** BEGIN **
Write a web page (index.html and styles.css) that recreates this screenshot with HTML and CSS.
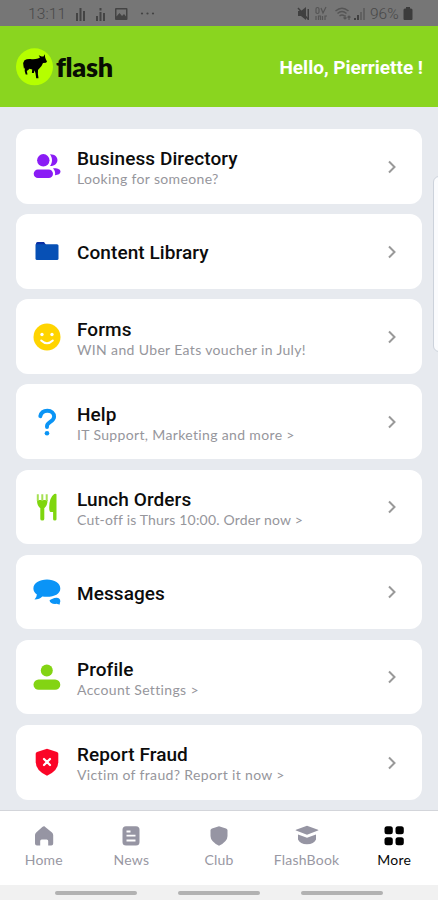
FILE: index.html
```html
<!DOCTYPE html>
<html lang="en">
<head>
    <title>Flash - More</title>
    <meta charset="UTF-8">
    <meta name="viewport" content="width=device-width, initial-scale=1">
    <link rel="stylesheet" href="styles.css">
</head>
<body>
    <div class="phone">
        <div class="status-bar">
            <span class="status-time">13:11</span>
            <svg class="status-left" width="84" height="16" viewBox="0 0 84 16" fill="#444">
                <path d="M0 7h2v8H0zM3.500 2h2v13h-2zM7 5h2v10H7zM20 10h2v5h-2zM23.500 6h2v9h-2zM27 7h2v8h-2zM23.500 2h2v2.500h-2z"/>
                <path fill-rule="evenodd" d="M40 2h10.500q1 0 1 1v10q0 1-1 1H40q-1 0-1-1V3q0-1 1-1zM40.500 3.500v7l3-3.500 2.500 3 2-2 2 2.500v-7z"/>
                <circle cx="66" cy="7.500" r="1.100"/><circle cx="71.500" cy="7.500" r="1.100"/><circle cx="77" cy="7.500" r="1.100"/>
            </svg>
            <svg class="status-right" width="70" height="16" viewBox="0 0 70 16" fill="#404040">
                <path d="M1 5h3l5-4v13l-5-4H1zM10.500 3H12v11h-1.500z"/>
                <path d="M1 2l10 11" stroke="#404040" stroke-width="1.500"/>
                <g fill="none" stroke="#555" stroke-width="1.200">
                    <path d="M19 7V3q0-1.500 1.500-1.500T22 3v3q0 1.500-1.500 1.500T19 6M24 2l2 5 3-6M19 10v4M21.500 14v-4h2v4M25.500 10v4M28 14v-4h2"/>
                    <path d="M38.500 5q6.500-5.500 13 0M40.500 7.500q4.500-4 9 0M42.500 10q2.500-2 5 0" stroke-width="1.500"/>
                    <path d="M48 9v4m-1.500-1.500L48 13l1.500-1.500M52 14v-4m-1.500 1.500L52 10l1.500 1.500"/>
                </g>
                <path d="M57 12h2v2h-2zM60 9h2v5h-2z"/>
                <path d="M63 6h2v8h-2zM66 2h2v12h-2z" fill="#606060"/>
            </svg>
            <span class="status-battery">96%</span>
            <svg width="10" height="14" viewBox="0 0 10 14"><path d="M3 0h4v1.500h1q1.500 0 1.500 1.500v9q0 1-1 1h-7q-1 0-1-1V3q0-1.500 1.500-1.500h1z" fill="#3c3c3c"/></svg>
        </div>

        <header class="header">
            <svg class="logo-mark" width="38" height="38" viewBox="0 0 38 38">
                <circle cx="18.500" cy="18.800" r="18.500" fill="#b5ff00"/>
                <path d="M8.500 12.200q2.500-1.500 6-1.200 4 .6 7.500-.6l2-1-1.300-2.200 2.800 1.200 2 .1 1.300-2.300.3 3 .7 2 1.200 2.300-1 1.300-3 .2-1.500 3-2.200 2.500-1.300 1.500-.1 4 .6 4.200h-2.300l-.7-5-.9-3-.8 2.800h-1.900l.3-3.500-2.700-.8-1 1-1.700 1.300.7 3.500H9.700l-1-3.500.2-3.500-.9 1.500-.5-3q-.8-4 1-5.800z"/>
            </svg>
            <span class="logo-text">flash</span>
            <span class="greeting">Hello, Pierriette !</span>
        </header>

        <main class="menu">
            <a class="card">
                <svg class="icon" viewBox="0 0 28 28" fill="#8a1cf5">
                    <circle cx="10.300" cy="8.300" r="6.200"/>
                    <rect x=".7" y="17.500" width="19.300" height="8.500" rx="4.250"/>
                    <path d="M17 2.300c10-.2 10 12 0 11.800 2.700-3.500 2.700-8 0-11.800zM20 16.500c3.500-.7 7.500.7 7.500 3s-2.200 3.500-5.500 3.700c.6-2.800-.3-5-2-6.700z"/>
                </svg>
                <div class="card-text">
                    <div class="title">Business Directory</div>
                    <div class="subtitle">Looking for someone?</div>
                </div>
                <svg class="chevron" viewBox="0 0 10 14"><path d="M2 1.500L7.500 7 2 12.500"/></svg>
            </a>
            <a class="card">
                <svg class="icon" viewBox="0 0 28 28">
                    <path d="M3 7V6.500q0-1.500 1.500-1.500H11L13.500 8.500H3z" fill="#0a2fa5"/>
                    <path d="M3 7.200h21q1.500 0 1.500 1.500V21.500q0 1.500-1.500 1.500H4Q2.500 23 2.500 21.500V7.200z" fill="#0750b5"/>
                </svg>
                <div class="card-text single">
                    <div class="title">Content Library</div>
                </div>
                <svg class="chevron" viewBox="0 0 10 14"><path d="M2 1.500L7.500 7 2 12.500"/></svg>
            </a>
            <a class="card">
                <svg class="icon" viewBox="0 0 28 28">
                    <circle cx="14" cy="14" r="13.500" fill="#ffd400"/>
                    <circle cx="9" cy="11.500" r="1.700" fill="#fff"/>
                    <circle cx="19" cy="11.500" r="1.700" fill="#fff"/>
                    <path d="M8.200 17.500q5.800 5.500 11.600 0" fill="none" stroke="#fff" stroke-width="2" stroke-linecap="round"/>
                </svg>
                <div class="card-text">
                    <div class="title">Forms</div>
                    <div class="subtitle">WIN and Uber Eats voucher in July!</div>
                </div>
                <svg class="chevron" viewBox="0 0 10 14"><path d="M2 1.500L7.500 7 2 12.500"/></svg>
            </a>
            <a class="card">
                <svg class="icon" viewBox="0 0 28 28">
                    <path d="M7.300 8.200C8.200 4.300 11 2.700 14.300 2.700c4.200 0 6.800 2.500 6.800 6 0 5-7.100 5.300-7.100 9.300v1" fill="none" stroke="#0a94f5" stroke-width="3.900" stroke-linecap="round"/>
                    <circle cx="14" cy="25.200" r="2.300" fill="#0a94f5"/>
                </svg>
                <div class="card-text">
                    <div class="title">Help</div>
                    <div class="subtitle">IT Support, Marketing and more &gt;</div>
                </div>
                <svg class="chevron" viewBox="0 0 10 14"><path d="M2 1.500L7.500 7 2 12.500"/></svg>
            </a>
            <a class="card">
                <svg class="icon" viewBox="0 0 28 28" fill="#7fd60e">
                    <path d="M7.300 14h4v12q0 1.500-2 1.500t-2-1.500zM4 7h10.500q0 5.500-3 8H7q-3-2.500-3-8z"/>
                    <path d="M4.800 1.200V8M9.300 1.200V8M13.700 1.200V8" stroke="#a5e052" stroke-width="2"/>
                    <path d="M23.500 1.500v24.700q0 1.300-1.700 1.300t-1.700-1.300V19h-2.400q-1.500 0-1.500-4.500 0-10 5-13.500 2.300-.7 2.300.5z"/>
                </svg>
                <div class="card-text">
                    <div class="title">Lunch Orders</div>
                    <div class="subtitle tight">Cut-off is Thurs 10:00. Order now &gt;</div>
                </div>
                <svg class="chevron" viewBox="0 0 10 14"><path d="M2 1.500L7.500 7 2 12.500"/></svg>
            </a>
            <a class="card">
                <svg class="icon" viewBox="0 0 28 28" fill="#0a94f7">
                    <path d="M14 1.500c7.500 0 13.300 3.700 13.300 9s-5.800 8.300-13.300 8.300q-2.500 0-4.700-.4-2.500 3-7.800 3 2.300-2.200 2.400-4.800Q.4 14 .4 10.500c0-5.300 6-9 13.600-9z"/>
                    <path d="M16.500 22.500q.5-1 2.500-1.500 2.500-1.300 4.500-1.300 3.800.3 3.800 3.500 0 .9-.5 1.700v1.600q-2 0-3-.7-6.300.7-7.300-3.300z"/>
                </svg>
                <div class="card-text single">
                    <div class="title">Messages</div>
                </div>
                <svg class="chevron" viewBox="0 0 10 14"><path d="M2 1.500L7.500 7 2 12.500"/></svg>
            </a>
            <a class="card">
                <svg class="icon" viewBox="0 0 28 28" fill="#83d413">
                    <circle cx="13.800" cy="7.500" r="6"/>
                    <rect x=".5" y="16.500" width="26.800" height="10.300" rx="5.150"/>
                </svg>
                <div class="card-text">
                    <div class="title">Profile</div>
                    <div class="subtitle">Account Settings &gt;</div>
                </div>
                <svg class="chevron" viewBox="0 0 10 14"><path d="M2 1.500L7.500 7 2 12.500"/></svg>
            </a>
            <a class="card">
                <svg class="icon" viewBox="0 0 28 28">
                    <path d="M14 .8L24 4q1.300.5 1.300 1.800V14q0 8.500-11.300 13.700Q2.700 22.500 2.700 14V5.800Q2.700 4.500 4 4z" fill="#fb0527"/>
                    <path d="M11 11l6 6M17 11l-6 6" stroke="#fff" stroke-width="2.200" stroke-linecap="round"/>
                </svg>
                <div class="card-text">
                    <div class="title">Report Fraud</div>
                    <div class="subtitle">Victim of fraud? Report it now &gt;</div>
                </div>
                <svg class="chevron" viewBox="0 0 10 14"><path d="M2 1.500L7.500 7 2 12.500"/></svg>
            </a>
        </main>
        <div class="edge-handle"></div>

        <nav class="tabs">
            <a class="tab">
                <svg width="24" height="22" viewBox="0 0 24 22"><path d="M12 1L20 7.500q1.200 1 1.200 2.500v8.500q0 2-2 2h-3V16q0-1.500-1.500-1.500h-5Q8.200 14.500 8.200 16v4.500H5q-2 0-2-2V10q0-1.500 1.200-2.500L10.300 2Q12 .5 13.700 2z"/></svg>
                <span>Home</span>
            </a>
            <a class="tab">
                <svg width="24" height="22" viewBox="0 0 24 22"><rect x="3.500" y="1.200" width="17" height="19.300" rx="3.500"/><path d="M7.500 6.500h4M7.500 10.700h9M7.500 15.500h9" stroke="#fff" stroke-width="1.800"/></svg>
                <span>News</span>
            </a>
            <a class="tab">
                <svg width="24" height="22" viewBox="0 0 24 22"><path d="M12 1.200l7 2.300q1.500.6 1.500 2V11q0 5.500-8.500 9.800Q3.500 16.500 3.500 11V5.500q0-1.400 1.500-2z"/></svg>
                <span>Club</span>
            </a>
            <a class="tab">
                <svg width="24" height="22" viewBox="0 0 24 22"><path d="M12 .8L23 4.700q1 .4 0 .9L12 9.800 1 5.600q-1-.5 0-.9zM3 9.500l9 3.300 9-3.300v5Q19 19 12 19.300 5 19 3 14.500z"/></svg>
                <span>FlashBook</span>
            </a>
            <a class="tab active">
                <svg width="24" height="22" viewBox="0 0 24 22"><rect x="2.500" y="1.200" width="8.300" height="8" rx="2.500"/><rect x="13.500" y="1.200" width="8.300" height="8" rx="2.500"/><rect x="2.500" y="12.200" width="8.300" height="8" rx="2.500"/><rect x="13.500" y="12.200" width="8.300" height="8" rx="2.500"/></svg>
                <span>More</span>
            </a>
        </nav>

        <div class="gesture-bar">
            <i></i><i></i><i></i>
        </div>
    </div>
</body>
</html>
```

FILE: styles.css
```css
* {
    box-sizing: border-box;
}
body {
    margin: 0;
    font-family: Roboto, sans-serif;
    font-variant-ligatures: none;
    background-color: #e7eaef;
}
.phone {
    position: relative;
    display: flex;
    flex-direction: column;
    width: 438px;
    height: 900px;
    overflow: hidden;
}
.status-bar {
    display: flex;
    align-items: center;
    height: 26px;
    padding: 1px 25px 0 28px;
    background-color: #767676;
    color: #484848;
    font-size: 15.5px;
}
.status-time {
    width: 48px;
    font-weight: 300;
    letter-spacing: 0.1px;
}
.status-right {
    margin-left: auto;
    margin-right: 3px;
}
.status-battery {
    width: 33px;
    font-weight: 300;
    font-size: 15.5px;
}
.header {
    display: flex;
    align-items: center;
    height: 81px;
    padding: 0 15px 0 16px;
    background-color: #8ad51f;
}
.logo-text {
    margin: -1px 0 0 2px;
    font-family: Lato, sans-serif;
    font-size: 27px;
    font-weight: 800;
    letter-spacing: -0.3px;
    color: #080d02;
}
.greeting {
    margin: 1px 0 0 auto;
    color: #fff;
    font-size: 19px;
    font-weight: 700;
}
.menu {
    display: flex;
    flex-direction: column;
    gap: 10.5px;
    flex: 1;
    padding: 22px 16px 0;
}
.card {
    display: flex;
    align-items: center;
    flex-shrink: 0;
    height: 74.650px;
    padding: 0 25px 0 17px;
    border-radius: 12px;
    background-color: #fff;
}
.icon {
    width: 28px;
    height: 28px;
    margin-right: 16px;
}
.card-text {
    flex: 1;
    padding-top: 3px;
    white-space: nowrap;
}
.card-text.single {
    padding-top: 2px;
}
.title {
    color: #0c0c0c;
    font-size: 19px;
    font-weight: 500;
    line-height: 23px;
    letter-spacing: 0.08px;
}
.subtitle {
    color: #96969c;
    font-family: Lato, sans-serif;
    font-size: 14px;
    line-height: 18px;
    letter-spacing: 0.35px;
}
.subtitle.tight {
    letter-spacing: 0.18px;
}
.chevron {
    width: 10px;
    height: 14px;
    margin-top: 0.6px;
    fill: none;
    stroke: #999;
    stroke-width: 2;
}
.edge-handle {
    position: absolute;
    top: 176px;
    right: -8px;
    width: 13px;
    height: 176px;
    border: 1px solid #ccd2db;
    border-radius: 6px;
    background-color: #fafbfd;
}
.tabs {
    display: flex;
    height: 75px;
    border-top: 1px solid #d3d5da;
    background-color: #fff;
}
.tab {
    display: flex;
    flex-direction: column;
    align-items: center;
    flex: 1;
    padding-top: 14px;
    color: #9998a3;
    fill: #9695a3;
    font-family: Lato, sans-serif;
    font-size: 14px;
    letter-spacing: 0.2px;
}
.tab span {
    margin-top: 4px;
    line-height: 18px;
}
.tab.active {
    color: #080808;
    fill: #000;
}
.gesture-bar {
    display: flex;
    justify-content: center;
    align-items: center;
    gap: 41px;
    height: 15px;
    background-color: #f1f1f1;
}
.gesture-bar i {
    width: 82px;
    height: 4px;
    border-radius: 2px;
    background-color: #b2b2b2;
}
```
** END **
▶ **EXERCISE PROMPT**:
Copy every single line of the material above that holds "index".

▶ **THE RESPONSE**:
Write a web page (index.html and styles.css) that recreates this screenshot with HTML and CSS.
FILE: index.html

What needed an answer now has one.